**** Source data ****

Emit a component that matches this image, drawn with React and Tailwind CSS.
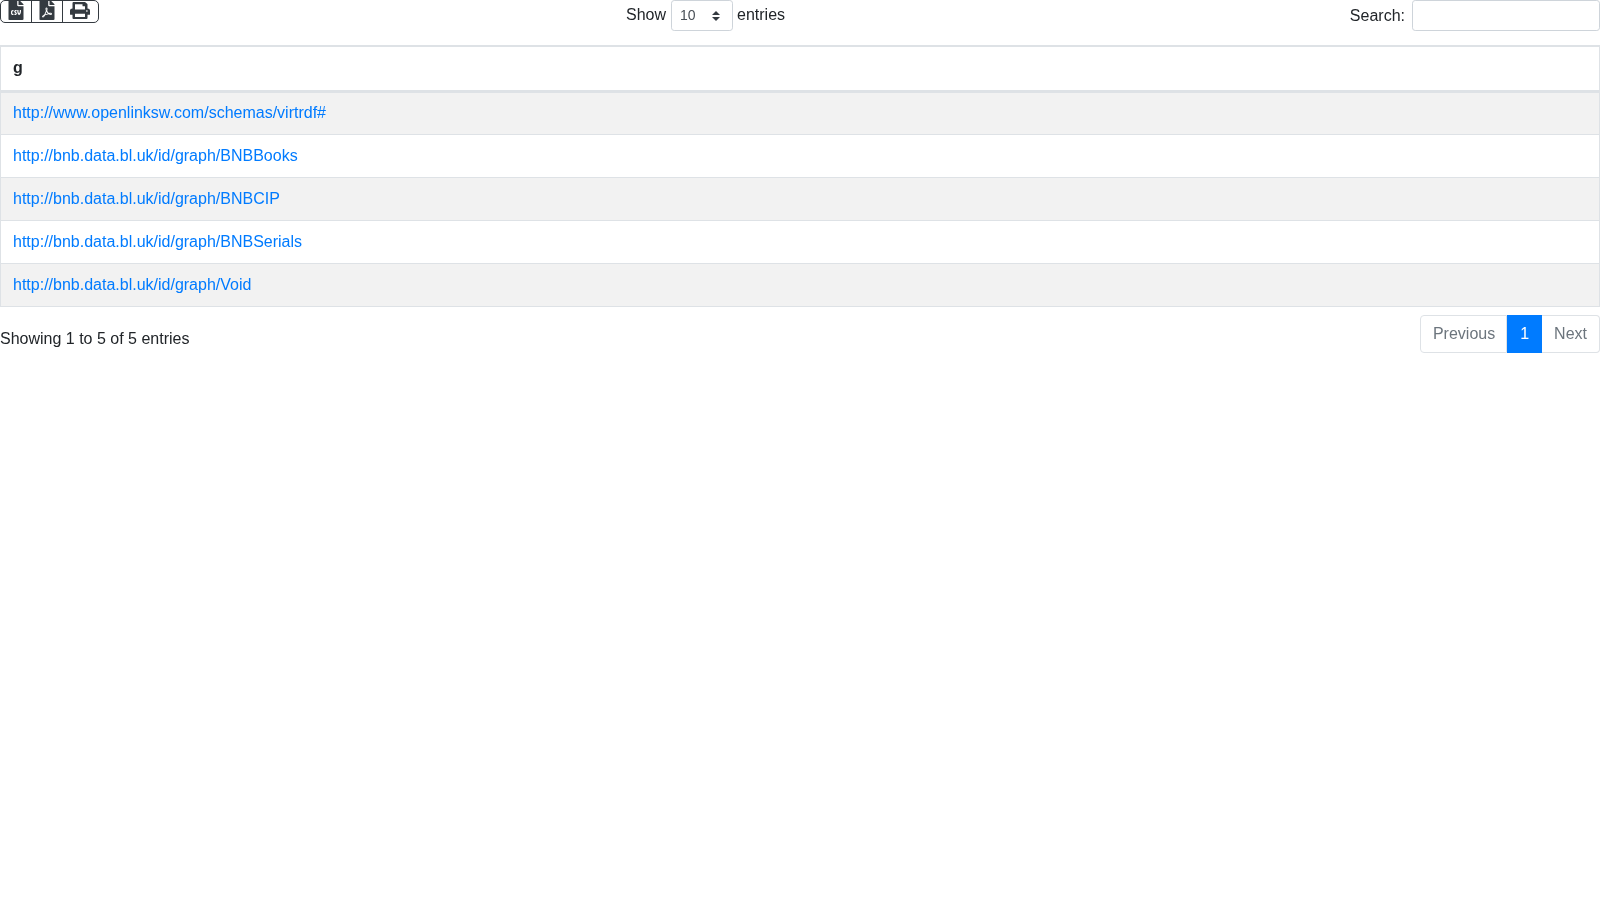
import { FaFileCsv, FaFilePdf, FaPrint } from 'react-icons/fa';

const graphs = [
  'http://www.openlinksw.com/schemas/virtrdf#',
  'http://bnb.data.bl.uk/id/graph/BNBBooks',
  'http://bnb.data.bl.uk/id/graph/BNBCIP',
  'http://bnb.data.bl.uk/id/graph/BNBSerials',
  'http://bnb.data.bl.uk/id/graph/Void',
];

const App = () => {
  return (
    <div className="min-h-[900px] font-['Liberation_Sans',sans-serif] text-base leading-6 text-[#212529] [will-change:opacity]">
      {/* toolbar */}
      <div className="flex h-[45px] items-start">
        <div className="w-[626px]">
          <div className="flex h-[23px] w-[99px] rounded-[5px] border border-[#343a40] text-[#343a40]">
            <span className="flex w-[31px] items-start justify-center border-r border-[#343a40] text-[20px]">
              <FaFileCsv className="-mt-px" />
            </span>
            <span className="flex w-[31px] items-start justify-center border-r border-[#343a40] text-[20px]">
              <FaFilePdf className="-mt-px" />
            </span>
            <span className="flex flex-1 items-start justify-center pr-[2px]">
              <FaPrint className="mt-px h-[17px] w-[20px]" preserveAspectRatio="none" />
            </span>
          </div>
        </div>
        <div className="flex items-center">
          <span className="pb-[2px]">Show</span>
          <div className="ml-[5px] mr-[4px] flex h-[31px] w-[62px] items-center justify-between rounded-[3.2px] border border-[#ced4da] pl-[8px] pr-[12px] text-sm text-[#495057]">
            <span className="pb-px">10</span>
            <svg width="8" height="10" viewBox="0 0 8 10" fill="#343a40">
              <path d="M4 0 8 4H0z" />
              <path d="M4 10 0 6h8z" />
            </svg>
          </div>
          <span className="pb-[2px]">entries</span>
        </div>
        <div className="ml-auto flex items-center">
          <span>Search:</span>
          <input
            type="search"
            className="ml-[7px] h-[31px] w-[188px] rounded-[3.2px] border border-[#ced4da] bg-white"
          />
        </div>
      </div>

      {/* table */}
      <table className="w-full border-collapse border border-[#dee2e6]">
        <thead>
          <tr>
            <th className="h-[45px] border border-t-2 border-b-[3px] border-[#dee2e6] px-3 text-left font-bold">g</th>
          </tr>
        </thead>
        <tbody>
          {graphs.map((graph, i) => (
            <tr key={graph} className={i % 2 === 0 ? 'bg-[#f2f2f2]' : 'bg-white'}>
              <td className="h-[43px] border border-[#dee2e6] px-3">
                <a href="#" className="text-[#007bff]">
                  {graph}
                </a>
              </td>
            </tr>
          ))}
        </tbody>
      </table>

      {/* footer */}
      <div className="mt-2 flex items-start justify-between">
        <div className="pt-[12px]">Showing 1 to 5 of 5 entries</div>
        <div className="flex h-[38px]">
          <span className="flex items-center rounded-l-[4px] border border-[#dee2e6] pl-3 pr-[11px] text-[#6c757d]">Previous</span>
          <span className="flex items-center border border-[#007bff] bg-[#007bff] px-3 text-white">1</span>
          <span className="flex items-center rounded-r-[4px] border border-l-0 border-[#dee2e6] px-3 text-[#6c757d]">Next</span>
        </div>
      </div>
    </div>
  );
};

export default App;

****

**Written exercise:**
All of the material above should be reproduced exactly, except the pictures.

**Task solution:**
Emit a component that matches this image, drawn with React and Tailwind CSS.
import { FaFileCsv, FaFilePdf, FaPrint } from 'react-icons/fa';

const graphs = [
  'http://www.openlinksw.com/schemas/virtrdf#',
  'http://bnb.data.bl.uk/id/graph/BNBBooks',
  'http://bnb.data.bl.uk/id/graph/BNBCIP',
  'http://bnb.data.bl.uk/id/graph/BNBSerials',
  'http://bnb.data.bl.uk/id/graph/Void',
];

const App = () => {
  return (
    <div className="min-h-[900px] font-['Liberation_Sans',sans-serif] text-base leading-6 text-[#212529] [will-change:opacity]">
      {/* toolbar */}
      <div className="flex h-[45px] items-start">
        <div className="w-[626px]">
          <div className="flex h-[23px] w-[99px] rounded-[5px] border border-[#343a40] text-[#343a40]">
            <span className="flex w-[31px] items-start justify-center border-r border-[#343a40] text-[20px]">
              <FaFileCsv className="-mt-px" />
            </span>
            <span className="flex w-[31px] items-start justify-center border-r border-[#343a40] text-[20px]">
              <FaFilePdf className="-mt-px" />
            </span>
            <span className="flex flex-1 items-start justify-center pr-[2px]">
              <FaPrint className="mt-px h-[17px] w-[20px]" preserveAspectRatio="none" />
            </span>
          </div>
        </div>
        <div className="flex items-center">
          <span className="pb-[2px]">Show</span>
          <div className="ml-[5px] mr-[4px] flex h-[31px] w-[62px] items-center justify-between rounded-[3.2px] border border-[#ced4da] pl-[8px] pr-[12px] text-sm text-[#495057]">
            <span className="pb-px">10</span>
            <svg width="8" height="10" viewBox="0 0 8 10" fill="#343a40">
              <path d="M4 0 8 4H0z" />
              <path d="M4 10 0 6h8z" />
            </svg>
          </div>
          <span className="pb-[2px]">entries</span>
        </div>
        <div className="ml-auto flex items-center">
          <span>Search:</span>
          <input
            type="search"
            className="ml-[7px] h-[31px] w-[188px] rounded-[3.2px] border border-[#ced4da] bg-white"
          />
        </div>
      </div>

      {/* table */}
      <table className="w-full border-collapse border border-[#dee2e6]">
        <thead>
          <tr>
            <th className="h-[45px] border border-t-2 border-b-[3px] border-[#dee2e6] px-3 text-left font-bold">g</th>
          </tr>
        </thead>
        <tbody>
          {graphs.map((graph, i) => (
            <tr key={graph} className={i % 2 === 0 ? 'bg-[#f2f2f2]' : 'bg-white'}>
              <td className="h-[43px] border border-[#dee2e6] px-3">
                <a href="#" className="text-[#007bff]">
                  {graph}
                </a>
              </td>
            </tr>
          ))}
        </tbody>
      </table>

      {/* footer */}
      <div className="mt-2 flex items-start justify-between">
        <div className="pt-[12px]">Showing 1 to 5 of 5 entries</div>
        <div className="flex h-[38px]">
          <span className="flex items-center rounded-l-[4px] border border-[#dee2e6] pl-3 pr-[11px] text-[#6c757d]">Previous</span>
          <span className="flex items-center border border-[#007bff] bg-[#007bff] px-3 text-white">1</span>
          <span className="flex items-center rounded-r-[4px] border border-l-0 border-[#dee2e6] px-3 text-[#6c757d]">Next</span>
        </div>
      </div>
    </div>
  );
};

export default App;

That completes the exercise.